In writing to the applicant Mr Wren also raised the issue of her safety and that of the community. There was evidence regarding concerns of the applicant’s ability to cope with the pressure in the ComCen.  At [81]-[84] the Senior Member said:

It is evident that in such a crisis environment, the applicant’s colleagues and the wider community need each ComCen member to be able to perform their critical functions at all times…

In his role Mr Wren has responsibility for “the general management and control of the ambulance service” (section 28(3)). The Tribunal is satisfied that this overriding responsibility to the wider community to ensure that ComCen was running to its optimum level was also a consideration in the 29 April 2018 letter.

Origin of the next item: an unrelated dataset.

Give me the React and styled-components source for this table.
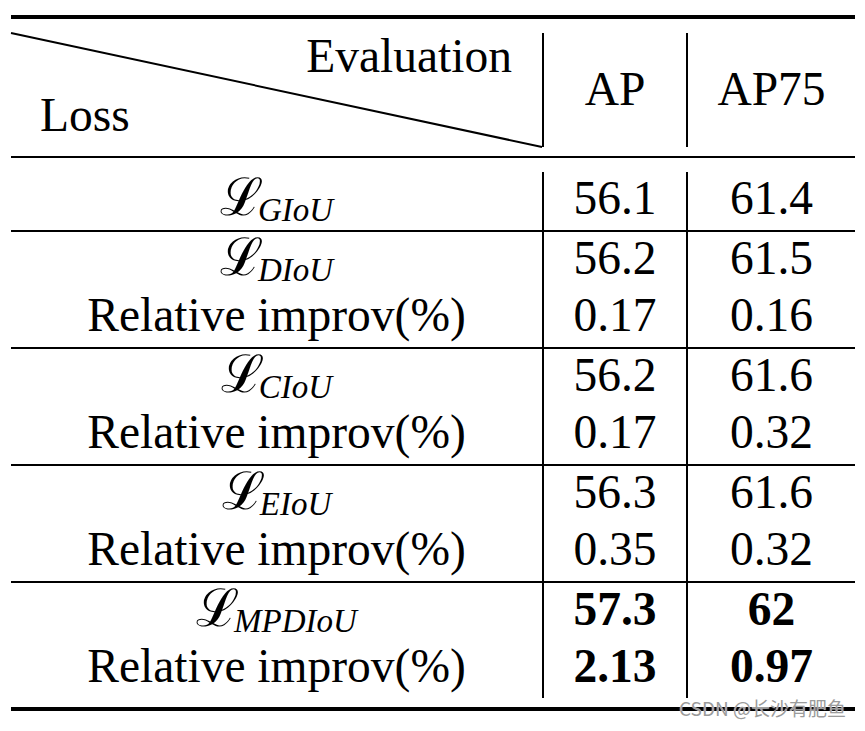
import styled, { createGlobalStyle } from 'styled-components'

const GlobalStyle = createGlobalStyle`
    html, body {
        margin: 0;
        padding: 0;
        background: #fff;
    }
`

const SERIF = '"Liberation Serif", "Times New Roman", serif'
const COLS = '533px 144px 167px'

const Page = styled.div`
    width: 865px;
    height: 731px;
    padding-top: 15px;
    box-sizing: border-box;
`

const Table = styled.div`
    position: relative;
    margin-left: 11px;
    width: 844px;
    font-family: ${SERIF};
    font-size: 47.5px;
    color: #000;
`

const Rule = styled.div`
    height: ${p => p.$thick}px;
    background: #000;
`

const Header = styled.div`
    display: grid;
    grid-template-columns: ${COLS};
    padding: 14px 0 9px;
`

const HeadCell = styled.div`
    position: relative;
    height: 114px;
    box-sizing: border-box;
    border-right: ${p => (p.$line ? '2px solid #000' : 'none')};
    display: flex;
    align-items: center;
    justify-content: center;
    line-height: 1;
`

const CornerCell = styled(HeadCell)`
    flex-direction: column;
    align-items: stretch;
    justify-content: space-between;
    padding: 0 30px 8px 29px;
`

const Diagonal = styled.svg`
    position: absolute;
    inset: 0;
    width: 100%;
    height: 100%;
    overflow: visible;
`

const CornerText = styled.span`
    align-self: ${p => (p.$end ? 'flex-end' : 'flex-start')};
    position: relative;
`

const Body = styled.div`
    padding: 14px 0 9px;
`

const Section = styled.div`
    display: grid;
    grid-template-columns: ${COLS};
`

const Cell = styled.div`
    box-sizing: border-box;
    border-right: ${p => (p.$line ? '2px solid #000' : 'none')};
    display: flex;
    flex-direction: column;
    align-items: center;
    font-weight: ${p => (p.$bold ? 700 : 400)};
`

const Line = styled.div`
    height: 57.5px;
    line-height: 52px;
    white-space: nowrap;
`

const Script = styled.span`
    font-family: ${SERIF};
    font-size: 52px;
`

const Sub = styled.sub`
    font-family: ${SERIF};
    font-style: italic;
    font-size: 33px;
    vertical-align: -6px;
    line-height: 0;
    margin-left: -5px;
`

const Watermark = styled.span`
    position: absolute;
    right: 9px;
    bottom: -10px;
    font-family: "Noto Sans CJK SC", "Noto Sans", sans-serif;
    font-size: 19px;
    color: #9b9b9b;
    text-shadow: 0 0 1px #fff;
    white-space: nowrap;
`

const sections = [
    { loss: 'GIoU', ap: '56.1', ap75: '61.4' },
    { loss: 'DIoU', ap: '56.2', ap75: '61.5', rel: ['0.17', '0.16'] },
    { loss: 'CIoU', ap: '56.2', ap75: '61.6', rel: ['0.17', '0.32'] },
    { loss: 'EIoU', ap: '56.3', ap75: '61.6', rel: ['0.35', '0.32'] },
    { loss: 'MPDIoU', ap: '57.3', ap75: '62', rel: ['2.13', '0.97'], bold: true },
]

export default function App() {
    return (
        <>
            <GlobalStyle />
            <Page>
                <Table>
                    <Rule $thick={4} />
                    <Header>
                        <CornerCell $line>
                            <Diagonal preserveAspectRatio="none">
                                <line x1="0" y1="0" x2="100%" y2="100%" stroke="#000" strokeWidth="2" />
                            </Diagonal>
                            <CornerText $end>Evaluation</CornerText>
                            <CornerText>Loss</CornerText>
                        </CornerCell>
                        <HeadCell $line>AP</HeadCell>
                        <HeadCell>AP75</HeadCell>
                    </Header>
                    <Rule $thick={2} />
                    <Body>
                        {sections.map((s, i) => (
                            <div key={s.loss}>
                                {i > 0 && <Rule $thick={2} />}
                                <Section>
                                    <Cell $line>
                                        <Line>
                                            <Script>ℒ</Script>
                                            <Sub>{s.loss}</Sub>
                                        </Line>
                                        {s.rel && <Line>Relative improv(%)</Line>}
                                    </Cell>
                                    <Cell $line $bold={s.bold}>
                                        <Line>{s.ap}</Line>
                                        {s.rel && <Line>{s.rel[0]}</Line>}
                                    </Cell>
                                    <Cell $bold={s.bold}>
                                        <Line>{s.ap75}</Line>
                                        {s.rel && <Line>{s.rel[1]}</Line>}
                                    </Cell>
                                </Section>
                            </div>
                        ))}
                    </Body>
                    <Rule $thick={4} />
                    <Watermark>CSDN @长沙有肥鱼</Watermark>
                </Table>
            </Page>
        </>
    )
}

Additionally, the Tribunal also notes section 30 of the Act which provides that “This Act does not make unlawful anything done necessarily for the purpose of complying with a requirement of – (a) A territory law; …’’. Clearly, this defence to a potential claim of discrimination could extend to provisions in legislation such as Work Health and Safety Act 2011 and Emergencies Act 2004 identified above.

On balance, when considering all the reasons for why the proposal was made, the Tribunal finds there were additional reasons beyond the applicant’s disability and section 30 leaves no doubt that the respondent has obligations to comply with other ACT legislation, such as the two Acts detailed above.

As for the delays in confirming that the applicant could bring [her dog] to work, the Senior Member said ([86]-[87]):

Once the applicant provided evidence of the dog’s accreditation on 17 July 2018, there is no doubt that the respondent could have acted more promptly in undertaking the steps detailed in section 4 of the Animals in the Workplace Guideline … different JACs Directorate employees were responsible to have progressed the workplace’s response to a service dog being at work. While the process was arguably poor, particularly given the prompt and proactive action taken by Ms Lundy in August 2017, the Tribunal does not find that this equates to unfavourable treatment of the applicant due to a protected attribute. In short, the delay of approximately seven weeks, was not so significant such as to give rise to such a claim.

Further, the Tribunal does not consider the failure of the respondent taking action, prior to being notified of [her dog]’s accreditation, equates to discrimination within the terms of the Act. Clearly, it was possible that the dog may not have passed the accreditation requirements.

Finally, at [89] ‘It follows that having regard to the requirements of the Act in this case, the Tribunal dismisses the application’.


It is unlawful to discriminate on prohibited grounds, including disability.  But an employer, such as ACT Ambulance, also has to ensure that it can meet its statutory duties and that the conduct of the workplace does not expose workers and others to unreasonable risks to their health and safety.  Balancing those demands is clearly complex.  Actions taken to comply with another Act of the ACT are not unlawful even if they do constitute discrimination under the Discrimination Act.

The Discrimination Act does not require an employer to meet the employee’s subjective demands or address their perception of discrimination ([74]).  Whether a person has been discriminated against is an ‘objective’ test taking into account both the actions (or inactions) of the employer and the legal obligations upon that employer.